Velada ou explícita, a presença de Lula em um eventual governo Fernando Haddad é uma expectativa óbvia. Até porque Haddad foi colocado como candidato para exatamente ser um avatar de Lula. De forma ainda mais explícita do que aconteceu quando da escolha de Dilma Rousseff como sua substituta. Caso siga preso, será um conselheiro evidente, participando especialmente das articulações políticas e das negociações com aliados, sua especialidade. Se deixar a cadeia, Lula poderia vir a ter uma posição de destaque no Ministério de Haddad. A posição mais provável seria ministro das Relações Exteriores.

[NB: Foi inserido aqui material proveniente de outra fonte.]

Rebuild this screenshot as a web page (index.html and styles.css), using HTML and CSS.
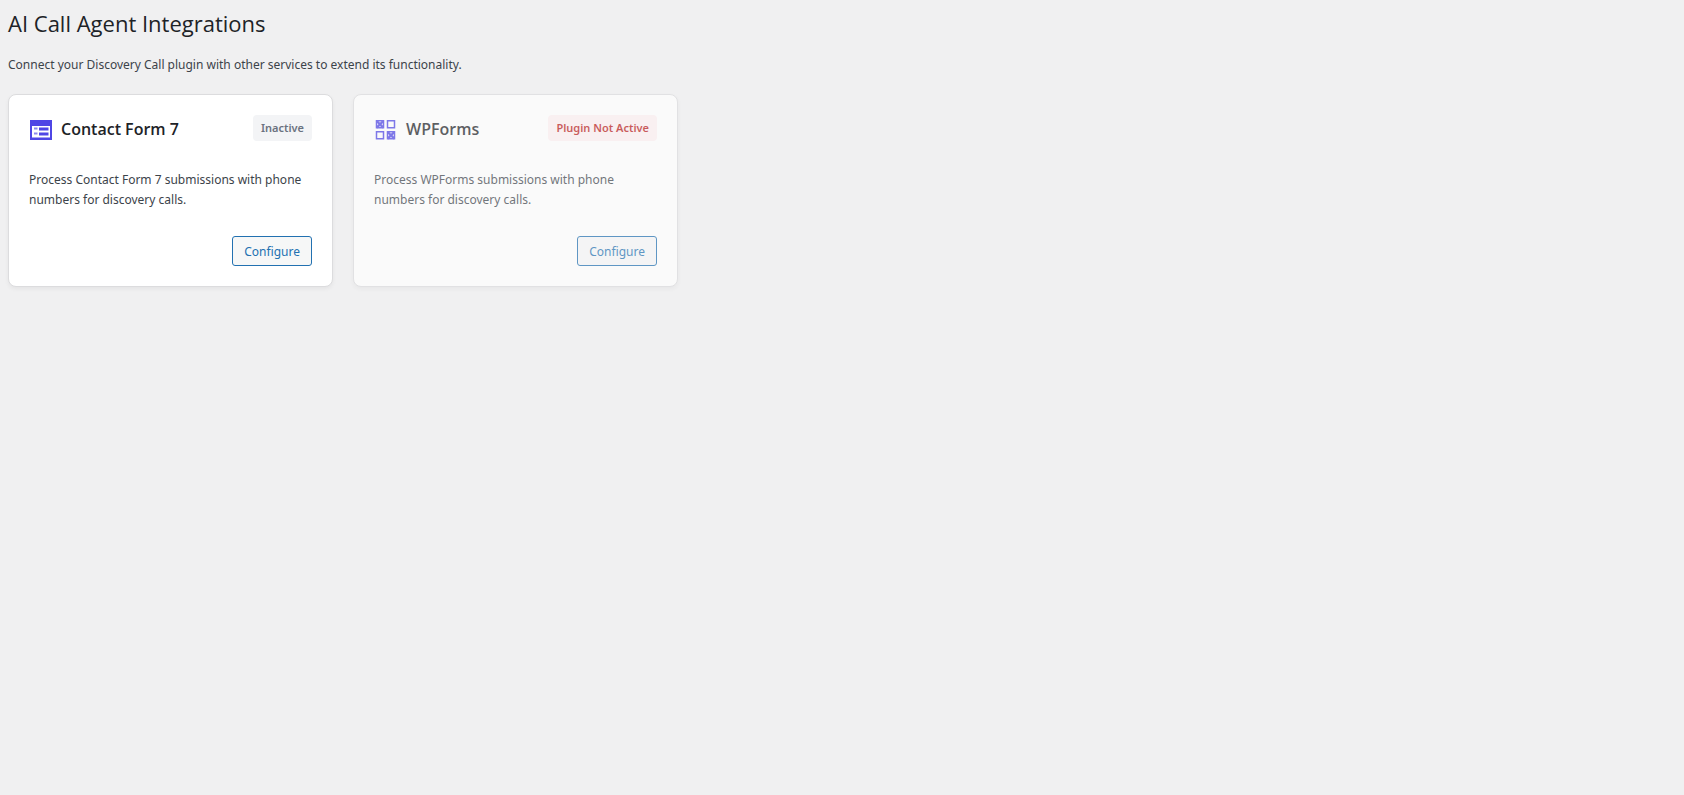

Dentro da linha inicialmente imaginada de transformar a eleição em plebiscito, o PT imaginava eleger Dilma Rousseff senadora por Minas Gerais. O plano de Dilma era obter um palanque no qual viesse a defender as realizações de seu governo e seguir reforçando ali a narrativa de que seu impeachment foi um golpe. Os votos mineiros lhe dariam a legitimidade para contar tal história. Dilma já era cotada no PT como provável presidente do Senado. Novamente, o plano fracassou. Dilma não foi eleita senadora. Mas segue no leque de opções de Haddad para algum posto técnico no governo. Como o Ministério das Minas e Energia, que ocupou no início do primeiro governo Lula.

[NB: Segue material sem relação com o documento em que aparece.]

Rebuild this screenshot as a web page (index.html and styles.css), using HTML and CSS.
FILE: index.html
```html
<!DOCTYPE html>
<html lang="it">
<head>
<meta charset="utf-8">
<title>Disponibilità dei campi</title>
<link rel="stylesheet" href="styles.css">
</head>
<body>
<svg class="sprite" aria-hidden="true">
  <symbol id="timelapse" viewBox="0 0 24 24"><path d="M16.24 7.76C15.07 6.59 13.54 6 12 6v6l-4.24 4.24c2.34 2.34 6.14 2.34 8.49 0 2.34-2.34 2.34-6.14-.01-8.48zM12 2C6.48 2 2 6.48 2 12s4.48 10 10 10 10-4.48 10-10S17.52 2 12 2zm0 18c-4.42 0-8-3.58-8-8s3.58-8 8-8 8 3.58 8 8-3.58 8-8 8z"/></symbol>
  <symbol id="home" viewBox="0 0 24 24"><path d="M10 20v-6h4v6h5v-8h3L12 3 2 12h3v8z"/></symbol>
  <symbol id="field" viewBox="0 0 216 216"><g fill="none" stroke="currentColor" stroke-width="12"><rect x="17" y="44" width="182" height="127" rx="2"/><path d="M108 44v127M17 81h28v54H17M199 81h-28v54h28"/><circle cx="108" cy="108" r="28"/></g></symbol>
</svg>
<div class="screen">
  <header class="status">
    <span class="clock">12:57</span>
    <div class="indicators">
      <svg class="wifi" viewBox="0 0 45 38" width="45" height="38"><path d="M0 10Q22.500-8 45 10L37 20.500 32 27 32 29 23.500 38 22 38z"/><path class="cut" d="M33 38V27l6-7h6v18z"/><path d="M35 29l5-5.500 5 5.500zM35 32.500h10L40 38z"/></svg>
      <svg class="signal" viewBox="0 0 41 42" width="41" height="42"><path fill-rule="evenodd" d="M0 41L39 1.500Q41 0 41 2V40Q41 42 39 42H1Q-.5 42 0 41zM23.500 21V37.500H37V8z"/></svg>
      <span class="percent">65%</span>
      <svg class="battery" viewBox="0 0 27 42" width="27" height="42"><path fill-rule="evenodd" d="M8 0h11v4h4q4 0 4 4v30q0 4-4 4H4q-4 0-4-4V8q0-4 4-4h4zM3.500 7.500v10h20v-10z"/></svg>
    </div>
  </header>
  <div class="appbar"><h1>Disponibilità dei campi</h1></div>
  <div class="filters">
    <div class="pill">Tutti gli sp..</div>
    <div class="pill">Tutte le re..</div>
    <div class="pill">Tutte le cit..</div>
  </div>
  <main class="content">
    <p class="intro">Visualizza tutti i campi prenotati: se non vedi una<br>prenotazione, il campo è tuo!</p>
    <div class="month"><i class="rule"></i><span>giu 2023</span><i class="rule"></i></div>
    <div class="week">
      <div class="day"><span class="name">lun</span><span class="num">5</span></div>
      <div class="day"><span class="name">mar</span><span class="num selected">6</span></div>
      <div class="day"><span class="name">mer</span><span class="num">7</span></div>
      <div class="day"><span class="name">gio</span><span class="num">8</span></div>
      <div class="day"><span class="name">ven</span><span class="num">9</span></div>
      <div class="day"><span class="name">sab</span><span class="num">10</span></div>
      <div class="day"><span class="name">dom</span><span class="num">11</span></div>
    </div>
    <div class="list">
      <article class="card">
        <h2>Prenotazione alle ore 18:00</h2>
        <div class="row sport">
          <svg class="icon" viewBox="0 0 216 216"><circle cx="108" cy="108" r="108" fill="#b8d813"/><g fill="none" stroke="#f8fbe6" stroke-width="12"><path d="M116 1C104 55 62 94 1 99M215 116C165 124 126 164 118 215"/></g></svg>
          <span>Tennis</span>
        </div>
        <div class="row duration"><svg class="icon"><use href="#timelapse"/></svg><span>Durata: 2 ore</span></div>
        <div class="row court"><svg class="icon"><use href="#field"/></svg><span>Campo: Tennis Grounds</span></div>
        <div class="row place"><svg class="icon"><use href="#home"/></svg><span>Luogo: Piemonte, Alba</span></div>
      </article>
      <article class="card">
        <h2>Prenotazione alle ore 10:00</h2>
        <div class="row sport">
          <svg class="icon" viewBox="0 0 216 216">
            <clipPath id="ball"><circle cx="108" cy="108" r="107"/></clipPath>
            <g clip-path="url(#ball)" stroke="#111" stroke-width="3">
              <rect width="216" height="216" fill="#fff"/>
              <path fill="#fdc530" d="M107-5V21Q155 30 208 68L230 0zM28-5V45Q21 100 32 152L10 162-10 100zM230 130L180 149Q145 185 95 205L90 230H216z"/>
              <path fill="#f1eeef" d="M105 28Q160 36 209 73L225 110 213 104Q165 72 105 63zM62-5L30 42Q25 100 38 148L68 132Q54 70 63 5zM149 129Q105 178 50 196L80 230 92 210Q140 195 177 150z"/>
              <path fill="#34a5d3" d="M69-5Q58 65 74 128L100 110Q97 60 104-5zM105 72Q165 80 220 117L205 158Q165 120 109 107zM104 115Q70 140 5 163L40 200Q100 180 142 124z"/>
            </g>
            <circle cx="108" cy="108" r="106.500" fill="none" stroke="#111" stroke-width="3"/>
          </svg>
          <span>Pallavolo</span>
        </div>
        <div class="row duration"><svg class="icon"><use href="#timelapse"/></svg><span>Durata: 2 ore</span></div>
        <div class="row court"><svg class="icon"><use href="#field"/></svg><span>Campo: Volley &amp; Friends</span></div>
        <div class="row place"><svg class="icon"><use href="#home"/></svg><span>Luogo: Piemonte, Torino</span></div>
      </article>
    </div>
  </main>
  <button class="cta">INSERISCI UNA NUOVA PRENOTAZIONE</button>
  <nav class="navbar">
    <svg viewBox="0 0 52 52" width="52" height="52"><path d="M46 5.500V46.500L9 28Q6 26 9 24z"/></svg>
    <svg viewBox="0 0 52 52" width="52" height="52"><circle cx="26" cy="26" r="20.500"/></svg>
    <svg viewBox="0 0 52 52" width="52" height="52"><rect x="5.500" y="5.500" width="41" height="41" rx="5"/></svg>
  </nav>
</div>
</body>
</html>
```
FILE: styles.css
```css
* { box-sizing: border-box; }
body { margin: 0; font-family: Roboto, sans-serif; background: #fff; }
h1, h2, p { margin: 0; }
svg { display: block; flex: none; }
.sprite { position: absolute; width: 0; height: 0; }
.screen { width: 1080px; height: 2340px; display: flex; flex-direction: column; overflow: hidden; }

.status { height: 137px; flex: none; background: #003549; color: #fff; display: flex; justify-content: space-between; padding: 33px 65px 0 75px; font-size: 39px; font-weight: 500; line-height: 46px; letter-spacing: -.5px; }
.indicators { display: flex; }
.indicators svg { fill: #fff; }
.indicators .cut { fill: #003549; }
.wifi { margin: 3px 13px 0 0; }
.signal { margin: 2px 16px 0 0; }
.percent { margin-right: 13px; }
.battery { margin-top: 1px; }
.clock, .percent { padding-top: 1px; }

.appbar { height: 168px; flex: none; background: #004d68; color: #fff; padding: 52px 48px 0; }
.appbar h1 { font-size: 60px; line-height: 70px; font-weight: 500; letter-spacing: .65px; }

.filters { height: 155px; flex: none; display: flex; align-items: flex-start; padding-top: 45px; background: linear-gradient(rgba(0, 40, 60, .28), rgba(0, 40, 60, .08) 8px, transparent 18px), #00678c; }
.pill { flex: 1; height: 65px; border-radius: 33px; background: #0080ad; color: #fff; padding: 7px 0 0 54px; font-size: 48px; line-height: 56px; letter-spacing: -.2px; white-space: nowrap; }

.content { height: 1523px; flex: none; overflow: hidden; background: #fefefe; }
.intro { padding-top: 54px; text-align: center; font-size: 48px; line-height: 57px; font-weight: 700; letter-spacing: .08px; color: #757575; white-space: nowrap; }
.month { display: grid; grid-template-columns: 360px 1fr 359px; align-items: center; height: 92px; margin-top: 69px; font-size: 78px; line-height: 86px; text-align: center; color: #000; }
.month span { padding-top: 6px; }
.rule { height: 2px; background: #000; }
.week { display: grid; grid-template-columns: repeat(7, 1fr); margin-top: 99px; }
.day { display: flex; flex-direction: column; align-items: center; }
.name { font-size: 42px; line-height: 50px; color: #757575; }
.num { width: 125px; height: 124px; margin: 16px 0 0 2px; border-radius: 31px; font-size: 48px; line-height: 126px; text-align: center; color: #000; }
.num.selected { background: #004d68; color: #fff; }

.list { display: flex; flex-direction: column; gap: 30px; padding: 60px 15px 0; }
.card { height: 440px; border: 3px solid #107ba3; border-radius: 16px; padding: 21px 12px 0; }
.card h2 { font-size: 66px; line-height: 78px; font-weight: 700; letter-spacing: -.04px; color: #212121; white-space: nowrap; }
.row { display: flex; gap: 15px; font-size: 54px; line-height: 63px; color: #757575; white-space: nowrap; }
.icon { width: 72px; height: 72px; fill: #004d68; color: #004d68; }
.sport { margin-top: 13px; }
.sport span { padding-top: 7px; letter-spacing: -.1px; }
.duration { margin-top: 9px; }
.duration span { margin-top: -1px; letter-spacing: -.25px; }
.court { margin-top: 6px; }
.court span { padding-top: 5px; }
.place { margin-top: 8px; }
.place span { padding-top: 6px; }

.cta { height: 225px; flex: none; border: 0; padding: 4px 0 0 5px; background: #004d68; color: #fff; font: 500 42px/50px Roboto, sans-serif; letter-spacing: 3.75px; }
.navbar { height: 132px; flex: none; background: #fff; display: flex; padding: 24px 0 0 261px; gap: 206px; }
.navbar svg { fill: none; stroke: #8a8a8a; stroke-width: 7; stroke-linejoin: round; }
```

Minas e Energia é a área que abriga a Petrobras, berço dos escândalos revelados pela Operação Lava Jato. E é da Petrobras que vem outro exemplo de quem se esconde na barriga do Cavalo de Tróia. O ex-presidente da Petrobras José Sérgio Gabrielli é hoje um dos coordenadores da campanha de Haddad. Gabrielli responde a duas ações de improbidade por mal feitos cometidos no período em que comandava a estatal. No Tribunal de Contas da União (TCU), Gabrielli foi responsabilizado por danos cometidos à Petrobras e condenado a pagar, junto com o ex-diretor Internacional e ex-diretor da BR Distribuidora Nestor Cerveró, R$ 320 milhões, frutos de prejuízos ocorridos nas negociações com a refinaria de Pasadena.
O núcleo mais radical do partido pode estar agora mais escanteado do comando central da campanha de Haddad. Mas segue no PT e segue influente. Caso do ex-senador Lindbergh Farias (PT-RJ), de Fernando Pimentel, ex-governador de Minas Gerais, de Guilherme Boulos (PSOL), derrotado no primeiro turno, mas sempre um soldado de primeira hora de Lula e, por óbvio, do onipresente ex-ministro da Casa Civil José Dirceu. No primeiro turno, em um momento que parecia mais favorável à vitória de Haddad, Dirceu declarou que o projeto do PT não era ganhar a eleição, era “tomar o poder”. A frase infeliz – numa democracia, o poder é sempre do povo, ninguém deve se arvorar o direito de tomá-lo – foi desautorizada por Haddad e, desde então, Dirceu submergiu. Mas segue distribuindo as cartas nos bastidores da campanha. Outra que mantém ascendência, mas foi aconselhada, nos últimos dias, a ficar na muda foi a presidente do PT, senadora Gleisi Hoffmann (PR), seguidora também da linha mais radical. “Quem vai acreditar que José Dirceu, Gleisi Hoffmann e outros não terão influência em um eventual novo governo do PT com Haddad?”, questiona o analista político André Pereira César, da Hold Assessoria Legislativa. “A certeza da volta de diversos desses personagens é um problema para Haddad. O antipetismo tornou-se a marca mais importante desta eleição”, emenda Leonardo Barreto.
Nos bastidores, alguns partidos do chamado grupo progressista que o PT tenta trazer para junto de si no segundo turno, como o PDT e o PSB, admitem que a existência das figuras que ficaram marcadas pelos escândalos de corrupção e pelos erros de condução da era petista complicaram as composições no segundo turno. Ao aliar-se publicamente com o PT e, de quebra, com integrantes do partido que já foram condenados ou estão respondendo a ações judiciais, existe um receio de que as outras siglas acabem sendo contaminadas pelo sentimento antipetista que tem dificultado a vida de Haddad no segundo turno. Leonardo Barreto simplifica o sentimento: “Ninguém aposta em cavalo perdedor”. Principalmente, se for de Tróia.